No bunnies are boiled in Paramount’s remake of the supremely cheesy and sleazy 1980s erotic thriller Fatal Attraction (Paramount + from today). But this eight-part reboot nonetheless stays loyal to the source material, down to the troubling sexual politics. As with the Michael Douglas-Glenn Close original, the milieu is the pre-Harvey Weinstein epoch of sizzling glances and sexual advances. We even get a repeat of the sex-in-kitchen from the film. Behold the clunkiest attempt at reliving the 80s since they tried to bring back the Rubik’s cube.
Fatal Attraction 2.0 benefits from a great cast. Lizzy Caplan is a sharp knife slashing through the shtick-heavy script as Alex Forrest – the co-worker who sets her sights on district attorney Dan Gallagher (Joshua Jackson).

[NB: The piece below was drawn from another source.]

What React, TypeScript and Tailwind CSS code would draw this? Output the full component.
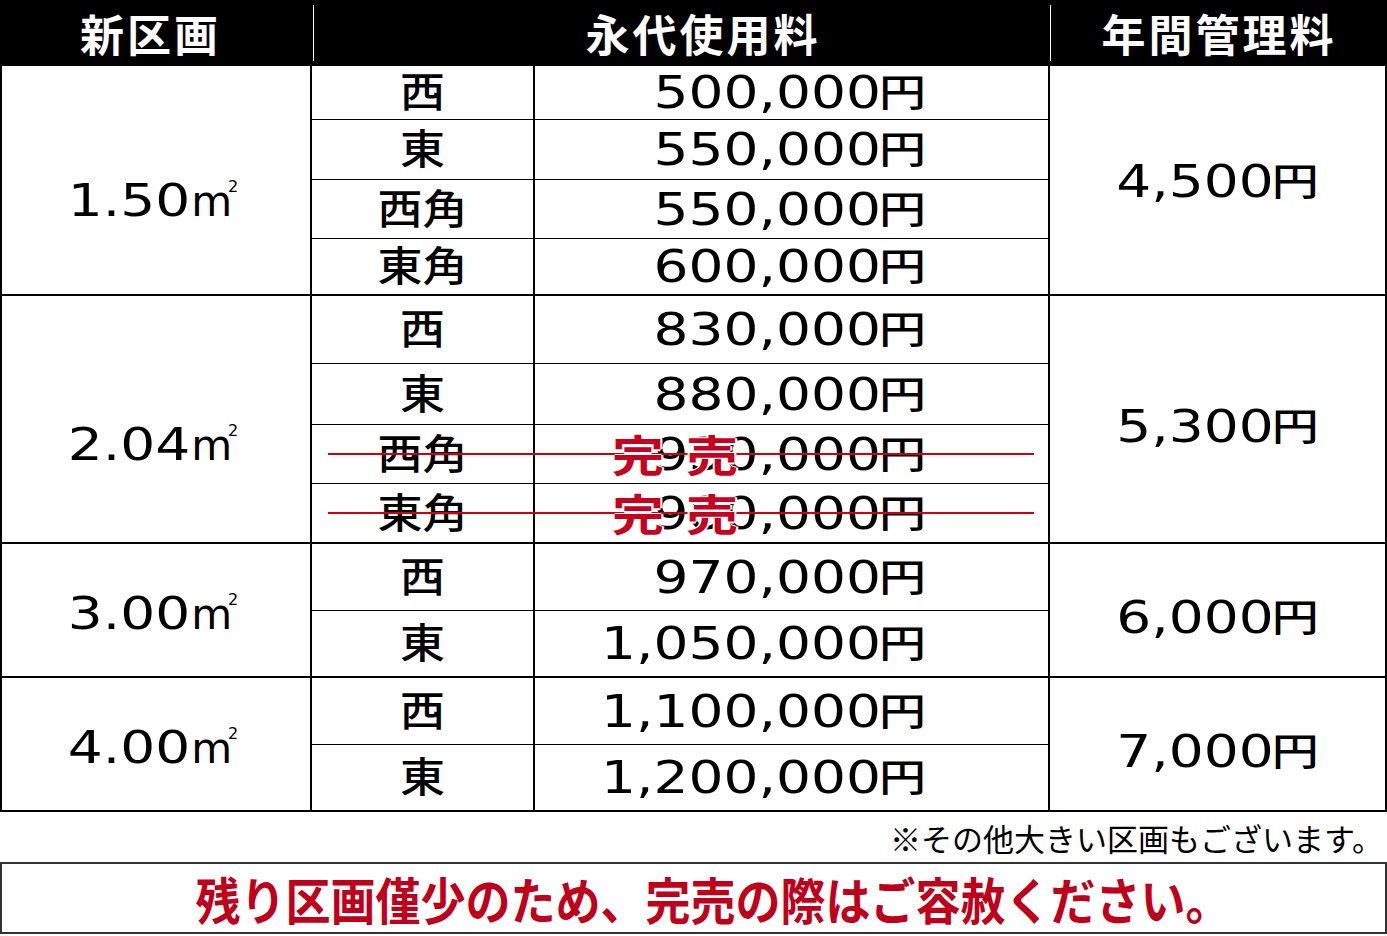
import React from "react";

const NUM = "font-['DejaVu_Sans',sans-serif]";
const JP = "font-['Noto_Sans_CJK_JP',sans-serif]";

type Row = { d: string; p: string; h: string; sold?: boolean };
type Group = { area: string; fee: string; areaPad: string; feePad: string; rows: Row[] };

const groups: Group[] = [
  {
    area: "1.50",
    fee: "4,500",
    areaPad: "pt-[34px]",
    feePad: "pt-[2px]",
    rows: [
      { d: "西", p: "500,000", h: "h-[54px]" },
      { d: "東", p: "550,000", h: "h-[60px]" },
      { d: "西角", p: "550,000", h: "h-[59px]" },
      { d: "東角", p: "600,000", h: "h-[55px]" },
    ],
  },
  {
    area: "2.04",
    fee: "5,300",
    areaPad: "pt-[44px]",
    feePad: "pt-[14px]",
    rows: [
      { d: "西", p: "830,000", h: "h-[68px]" },
      { d: "東", p: "880,000", h: "h-[61px]" },
      { d: "西角", p: "930,000", h: "h-[59px]", sold: true },
      { d: "東角", p: "980,000", h: "h-[58px]", sold: true },
    ],
  },
  {
    area: "3.00",
    fee: "6,000",
    areaPad: "pt-0",
    feePad: "pt-[14px]",
    rows: [
      { d: "西", p: "970,000", h: "h-[67px]" },
      { d: "東", p: "1,050,000", h: "h-[65px]" },
    ],
  },
  {
    area: "4.00",
    fee: "7,000",
    areaPad: "pt-0",
    feePad: "pt-[14px]",
    rows: [
      { d: "西", p: "1,100,000", h: "h-[67px]" },
      { d: "東", p: "1,200,000", h: "h-[65px]" },
    ],
  },
];

function Yen({ v }: { v: string }) {
  return (
    <span className="inline-flex items-center text-black">
      <span className={`${NUM} inline-block text-[55px] leading-none scale-y-[0.82]`}>{v}</span>
      <span className={`${JP} inline-block text-[47px] leading-none font-medium scale-y-[0.8] -translate-y-[3px] -ml-[2px]`}>円</span>
    </span>
  );
}

function Area({ v }: { v: string }) {
  return (
    <span className="inline-flex items-baseline text-black">
      <span className={`${NUM} inline-block text-[55px] leading-none scale-y-[0.82] origin-[50%_84.5%]`}>{v}</span>
      <span className={`${NUM} text-[42px] leading-none font-medium ml-[1px]`}>m</span>
      <span className={`${NUM} relative -top-[24px] -ml-[4px] text-[16px] leading-none`}>2</span>
    </span>
  );
}

export default function App() {
  return (
    <div className="w-[1387px] h-[936px] overflow-hidden bg-white">
      {/* header */}
      <div className={`${JP} flex h-[66px] bg-black text-white`}>
        <div className="flex w-[313px] items-center justify-center pr-[12px]">
          <span className="text-[44px] leading-none font-semibold tracking-[3px]">新区画</span>
        </div>
        <div className="my-[5px] w-px bg-white" />
        <div className="flex w-[736px] items-center justify-center pl-[42px]">
          <span className="text-[44px] leading-none font-semibold tracking-[3px]">永代使用料</span>
        </div>
        <div className="my-[5px] w-px bg-white" />
        <div className="flex flex-1 items-center justify-center">
          <span className="text-[44px] leading-none font-semibold tracking-[3px]">年間管理料</span>
        </div>
      </div>

      {/* price table */}
      <div className="border-x-2 border-black">
        {groups.map((g) => (
          <div key={g.area} className="flex border-b-2 border-black">
            <div className={`flex w-[310px] items-center justify-center border-r-2 border-black pr-[6px] ${g.areaPad}`}>
              <Area v={g.area} />
            </div>
            <div className="flex w-[736px] flex-col">
              {g.rows.map((r, i) => (
                <div
                  key={r.d}
                  className={`relative flex ${r.h} ${i < g.rows.length - 1 ? "border-b border-black" : ""}`}
                >
                  <div className="flex w-[223px] items-center justify-center border-r-2 border-black">
                    <span className={`${JP} inline-block text-[45px] leading-none font-medium text-black scale-y-[0.9] -translate-y-[3px]`}>
                      {r.d}
                    </span>
                  </div>
                  <div className="relative flex flex-1 items-center justify-end pr-[122px]">
                    <Yen v={r.p} />
                  </div>
                  {r.sold ? (
                    <>
                      <div className="absolute left-[16px] right-[14px] top-1/2 h-[2px] -translate-y-1/2 bg-[#d2000f]" />
                      <div className="absolute inset-y-0 left-[300px] flex items-center">
                        <span
                          className={`${JP} inline-block text-[52px] leading-none font-bold tracking-[22px] text-[#c8001e] scale-y-[0.84] [text-shadow:-2px_0_#fff,2px_0_#fff,0_-2px_#fff,0_2px_#fff]`}
                        >
                          完売
                        </span>
                      </div>
                    </>
                  ) : null}
                </div>
              ))}
            </div>
            <div className={`flex flex-1 items-center justify-center border-l-2 border-black ${g.feePad}`}>
              <Yen v={g.fee} />
            </div>
          </div>
        ))}
      </div>

      {/* note */}
      <div className={`${JP} flex h-[50px] items-center justify-end pr-[4px] text-[31px] leading-none text-black`}>
        ※その他大きい区画もございます。
      </div>

      {/* banner */}
      <div className="flex h-[72px] items-center justify-center border-2 border-[#333]">
        <span
          className={`${JP} ml-[38px] inline-block scale-x-[0.9] text-[50px] leading-none font-bold text-[#c0001a]`}
        >
          残り区画僅少のため、完売の際はご容赦ください。
        </span>
      </div>
    </div>
  );
}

In 1987, Douglas and Close sparked as forbidden lovers bringing out the worst in each other. Here, Caplan and Jackson have a sort of anti-chemistry: they aren’t drawn to one another so much as caught in a tractor-beam of mutual self-destruction. The message is that happy people will often go to extremes to sabotage their lives.
The show has beamed in from a pre-#MeToo era. It isn’t interested in exploring the power imbalance between Gallagher, a high-flying lawyer who hopes to become a judge, and Alex, a lowly victims liaison officer. Indeed, it goes further than the 1987 movie in painting Alex as the manipulative sociopath who despoils Dan’s contented domestic life and his marriage to Beth (Amanda Peet). As with Douglas 36 years ago, he’s a naif caught in the headlights of a manipulative woman – and so is left off the hook.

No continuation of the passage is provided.